La postface de Julien Freund, déjà présente dans l’édition de 1985, reste étonnamment d’actualité. Ayant anticipé le déplacement de la puissance de la zone atlantique à la zone pacifique, Freund livre une réflexion stimulante sur ce qu’il appelle la « thalassopolitique », dominée par l’élément marin, par opposition à la « géopolitique », dominé par l’élément terrestre. Le retour épistémologique sur le développement de la science géopolitique au XXe est un bon aide-mémoire.

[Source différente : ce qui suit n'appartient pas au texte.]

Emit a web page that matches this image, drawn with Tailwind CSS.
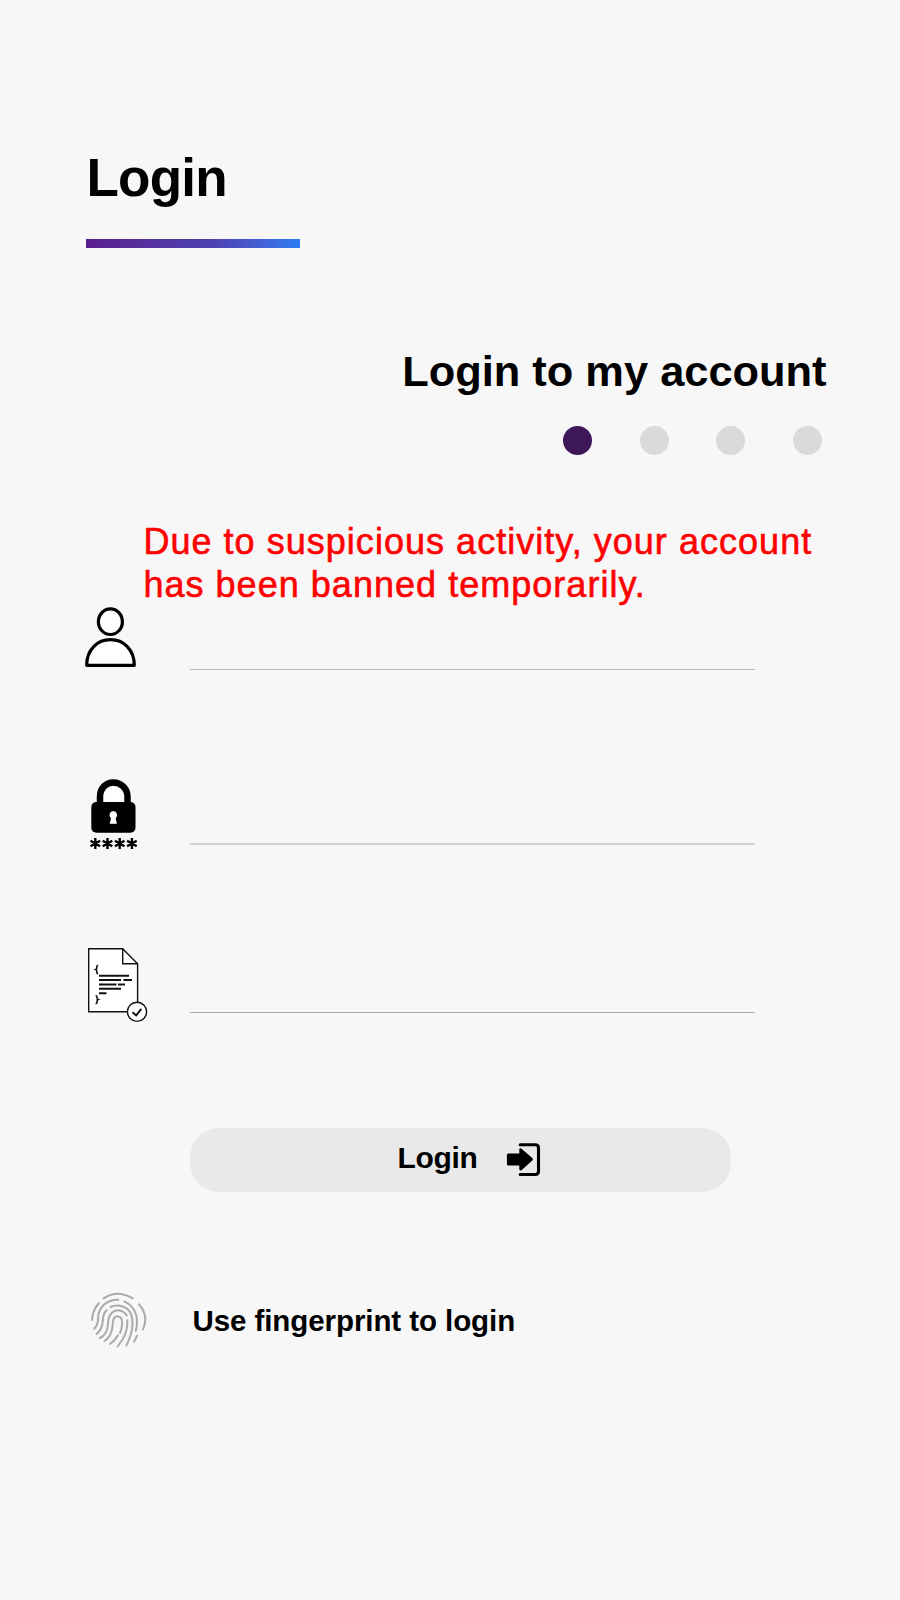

Beaucoup de cuistres se piquent de parler de géopolitique et d’expliquer la marche du monde à qui veut l’entendre, sans avoir jamais rien lu. Merci, donc, aux éditions Pierre-Guillaume De Roux de nous permettre de nous faire notre propre idée en nous donnant accès à ce texte fondamental.

Carl Schmitt, Terre et Mer. Un point de vue sur l’histoire mondiale. Editions Pierre-Guillaume de Roux, 2017.